** begin Source data **
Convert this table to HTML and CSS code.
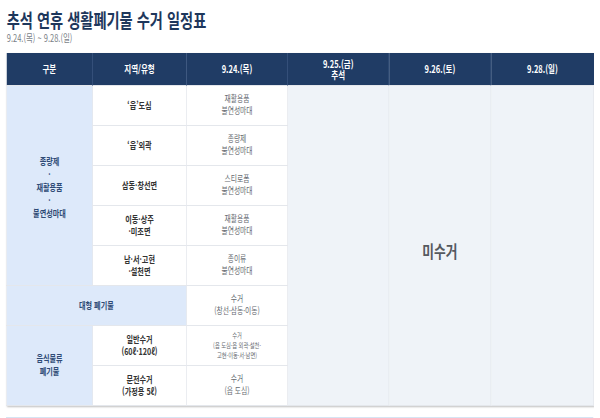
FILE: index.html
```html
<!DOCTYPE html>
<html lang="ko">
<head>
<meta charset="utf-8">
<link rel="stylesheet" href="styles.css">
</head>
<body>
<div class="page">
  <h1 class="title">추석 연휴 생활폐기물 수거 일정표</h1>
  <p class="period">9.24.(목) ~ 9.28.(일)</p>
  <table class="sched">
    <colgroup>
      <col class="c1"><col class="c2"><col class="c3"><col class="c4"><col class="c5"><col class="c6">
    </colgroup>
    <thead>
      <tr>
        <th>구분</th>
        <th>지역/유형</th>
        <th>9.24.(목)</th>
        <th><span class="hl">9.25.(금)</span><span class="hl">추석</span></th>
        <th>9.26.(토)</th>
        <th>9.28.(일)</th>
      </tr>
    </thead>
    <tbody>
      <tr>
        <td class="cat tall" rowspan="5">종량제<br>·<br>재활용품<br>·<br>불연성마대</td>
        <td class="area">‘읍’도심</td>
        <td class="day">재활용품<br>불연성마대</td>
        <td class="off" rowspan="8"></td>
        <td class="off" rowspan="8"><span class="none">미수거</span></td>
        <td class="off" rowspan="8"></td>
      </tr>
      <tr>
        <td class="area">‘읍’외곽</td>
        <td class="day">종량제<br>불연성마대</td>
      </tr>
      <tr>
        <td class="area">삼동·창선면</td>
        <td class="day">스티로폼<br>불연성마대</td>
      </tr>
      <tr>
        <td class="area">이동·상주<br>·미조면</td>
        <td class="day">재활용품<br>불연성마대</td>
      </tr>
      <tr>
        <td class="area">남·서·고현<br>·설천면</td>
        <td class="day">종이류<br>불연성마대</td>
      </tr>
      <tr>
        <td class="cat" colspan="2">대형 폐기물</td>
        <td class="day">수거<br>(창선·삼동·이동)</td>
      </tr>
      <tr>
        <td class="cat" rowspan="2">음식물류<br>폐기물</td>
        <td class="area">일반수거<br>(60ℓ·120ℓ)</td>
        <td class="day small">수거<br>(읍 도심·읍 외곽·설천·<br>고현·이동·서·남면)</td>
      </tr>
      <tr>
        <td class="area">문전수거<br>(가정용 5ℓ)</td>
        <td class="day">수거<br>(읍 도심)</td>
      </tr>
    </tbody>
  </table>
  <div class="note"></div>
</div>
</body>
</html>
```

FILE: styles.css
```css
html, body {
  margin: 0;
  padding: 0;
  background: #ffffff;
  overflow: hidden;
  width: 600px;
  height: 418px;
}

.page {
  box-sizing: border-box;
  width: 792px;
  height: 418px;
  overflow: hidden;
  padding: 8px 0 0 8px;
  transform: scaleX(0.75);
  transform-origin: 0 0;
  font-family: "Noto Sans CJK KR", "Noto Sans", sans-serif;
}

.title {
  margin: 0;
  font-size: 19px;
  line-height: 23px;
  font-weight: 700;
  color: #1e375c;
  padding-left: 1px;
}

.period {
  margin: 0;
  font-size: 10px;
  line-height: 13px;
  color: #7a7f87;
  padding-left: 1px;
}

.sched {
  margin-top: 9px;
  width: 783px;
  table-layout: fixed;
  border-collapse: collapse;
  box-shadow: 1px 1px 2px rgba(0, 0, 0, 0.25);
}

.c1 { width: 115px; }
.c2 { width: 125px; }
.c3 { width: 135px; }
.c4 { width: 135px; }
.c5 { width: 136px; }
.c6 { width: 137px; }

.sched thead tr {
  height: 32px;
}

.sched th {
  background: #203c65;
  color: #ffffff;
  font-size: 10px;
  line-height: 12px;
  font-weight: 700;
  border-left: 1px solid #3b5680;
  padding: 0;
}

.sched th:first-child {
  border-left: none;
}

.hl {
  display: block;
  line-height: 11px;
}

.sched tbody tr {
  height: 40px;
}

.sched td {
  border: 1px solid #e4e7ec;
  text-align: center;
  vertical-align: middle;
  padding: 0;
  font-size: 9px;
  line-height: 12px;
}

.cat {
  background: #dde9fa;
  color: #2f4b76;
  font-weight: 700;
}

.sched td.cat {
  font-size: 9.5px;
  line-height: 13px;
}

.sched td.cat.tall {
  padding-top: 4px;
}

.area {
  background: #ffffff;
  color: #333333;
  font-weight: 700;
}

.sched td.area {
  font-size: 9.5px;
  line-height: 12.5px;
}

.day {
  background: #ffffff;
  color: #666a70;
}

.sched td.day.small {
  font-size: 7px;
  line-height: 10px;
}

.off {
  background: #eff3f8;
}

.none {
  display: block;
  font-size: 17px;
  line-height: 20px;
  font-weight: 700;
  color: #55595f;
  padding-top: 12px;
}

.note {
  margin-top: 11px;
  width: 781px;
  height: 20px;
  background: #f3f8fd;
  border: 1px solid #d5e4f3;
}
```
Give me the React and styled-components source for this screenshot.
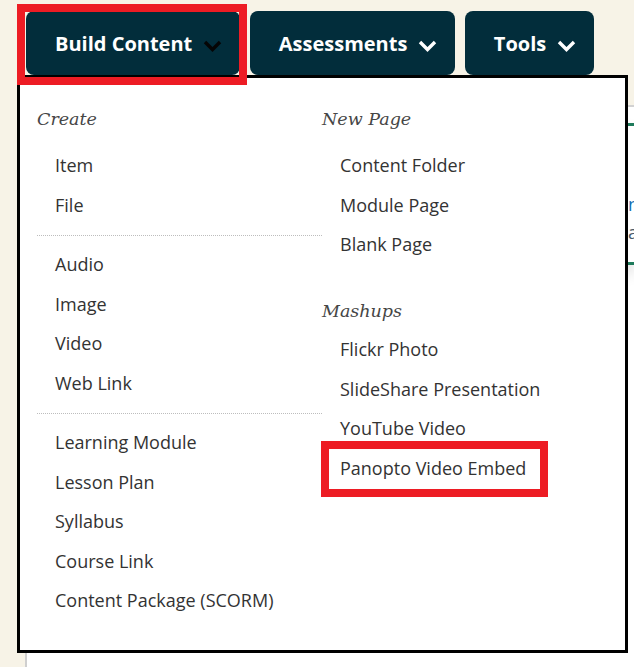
** end Source data **
Task goal: Your task is to transcribe all of the records precisely, with no images included.

The completed task:
Convert this table to HTML and CSS code.
FILE: index.html
```html
<!DOCTYPE html>
<html lang="ko">
<head>
<meta charset="utf-8">
<link rel="stylesheet" href="styles.css">
</head>
<body>
<div class="page">
  <h1 class="title">추석 연휴 생활폐기물 수거 일정표</h1>
  <p class="period">9.24.(목) ~ 9.28.(일)</p>
  <table class="sched">
    <colgroup>
      <col class="c1"><col class="c2"><col class="c3"><col class="c4"><col class="c5"><col class="c6">
    </colgroup>
    <thead>
      <tr>
        <th>구분</th>
        <th>지역/유형</th>
        <th>9.24.(목)</th>
        <th><span class="hl">9.25.(금)</span><span class="hl">추석</span></th>
        <th>9.26.(토)</th>
        <th>9.28.(일)</th>
      </tr>
    </thead>
    <tbody>
      <tr>
        <td class="cat tall" rowspan="5">종량제<br>·<br>재활용품<br>·<br>불연성마대</td>
        <td class="area">‘읍’도심</td>
        <td class="day">재활용품<br>불연성마대</td>
        <td class="off" rowspan="8"></td>
        <td class="off" rowspan="8"><span class="none">미수거</span></td>
        <td class="off" rowspan="8"></td>
      </tr>
      <tr>
        <td class="area">‘읍’외곽</td>
        <td class="day">종량제<br>불연성마대</td>
      </tr>
      <tr>
        <td class="area">삼동·창선면</td>
        <td class="day">스티로폼<br>불연성마대</td>
      </tr>
      <tr>
        <td class="area">이동·상주<br>·미조면</td>
        <td class="day">재활용품<br>불연성마대</td>
      </tr>
      <tr>
        <td class="area">남·서·고현<br>·설천면</td>
        <td class="day">종이류<br>불연성마대</td>
      </tr>
      <tr>
        <td class="cat" colspan="2">대형 폐기물</td>
        <td class="day">수거<br>(창선·삼동·이동)</td>
      </tr>
      <tr>
        <td class="cat" rowspan="2">음식물류<br>폐기물</td>
        <td class="area">일반수거<br>(60ℓ·120ℓ)</td>
        <td class="day small">수거<br>(읍 도심·읍 외곽·설천·<br>고현·이동·서·남면)</td>
      </tr>
      <tr>
        <td class="area">문전수거<br>(가정용 5ℓ)</td>
        <td class="day">수거<br>(읍 도심)</td>
      </tr>
    </tbody>
  </table>
  <div class="note"></div>
</div>
</body>
</html>
```

FILE: styles.css
```css
html, body {
  margin: 0;
  padding: 0;
  background: #ffffff;
  overflow: hidden;
  width: 600px;
  height: 418px;
}

.page {
  box-sizing: border-box;
  width: 792px;
  height: 418px;
  overflow: hidden;
  padding: 8px 0 0 8px;
  transform: scaleX(0.75);
  transform-origin: 0 0;
  font-family: "Noto Sans CJK KR", "Noto Sans", sans-serif;
}

.title {
  margin: 0;
  font-size: 19px;
  line-height: 23px;
  font-weight: 700;
  color: #1e375c;
  padding-left: 1px;
}

.period {
  margin: 0;
  font-size: 10px;
  line-height: 13px;
  color: #7a7f87;
  padding-left: 1px;
}

.sched {
  margin-top: 9px;
  width: 783px;
  table-layout: fixed;
  border-collapse: collapse;
  box-shadow: 1px 1px 2px rgba(0, 0, 0, 0.25);
}

.c1 { width: 115px; }
.c2 { width: 125px; }
.c3 { width: 135px; }
.c4 { width: 135px; }
.c5 { width: 136px; }
.c6 { width: 137px; }

.sched thead tr {
  height: 32px;
}

.sched th {
  background: #203c65;
  color: #ffffff;
  font-size: 10px;
  line-height: 12px;
  font-weight: 700;
  border-left: 1px solid #3b5680;
  padding: 0;
}

.sched th:first-child {
  border-left: none;
}

.hl {
  display: block;
  line-height: 11px;
}

.sched tbody tr {
  height: 40px;
}

.sched td {
  border: 1px solid #e4e7ec;
  text-align: center;
  vertical-align: middle;
  padding: 0;
  font-size: 9px;
  line-height: 12px;
}

.cat {
  background: #dde9fa;
  color: #2f4b76;
  font-weight: 700;
}

.sched td.cat {
  font-size: 9.5px;
  line-height: 13px;
}

.sched td.cat.tall {
  padding-top: 4px;
}

.area {
  background: #ffffff;
  color: #333333;
  font-weight: 700;
}

.sched td.area {
  font-size: 9.5px;
  line-height: 12.5px;
}

.day {
  background: #ffffff;
  color: #666a70;
}

.sched td.day.small {
  font-size: 7px;
  line-height: 10px;
}

.off {
  background: #eff3f8;
}

.none {
  display: block;
  font-size: 17px;
  line-height: 20px;
  font-weight: 700;
  color: #55595f;
  padding-top: 12px;
}

.note {
  margin-top: 11px;
  width: 781px;
  height: 20px;
  background: #f3f8fd;
  border: 1px solid #d5e4f3;
}
```
Give me the React and styled-components source for this screenshot.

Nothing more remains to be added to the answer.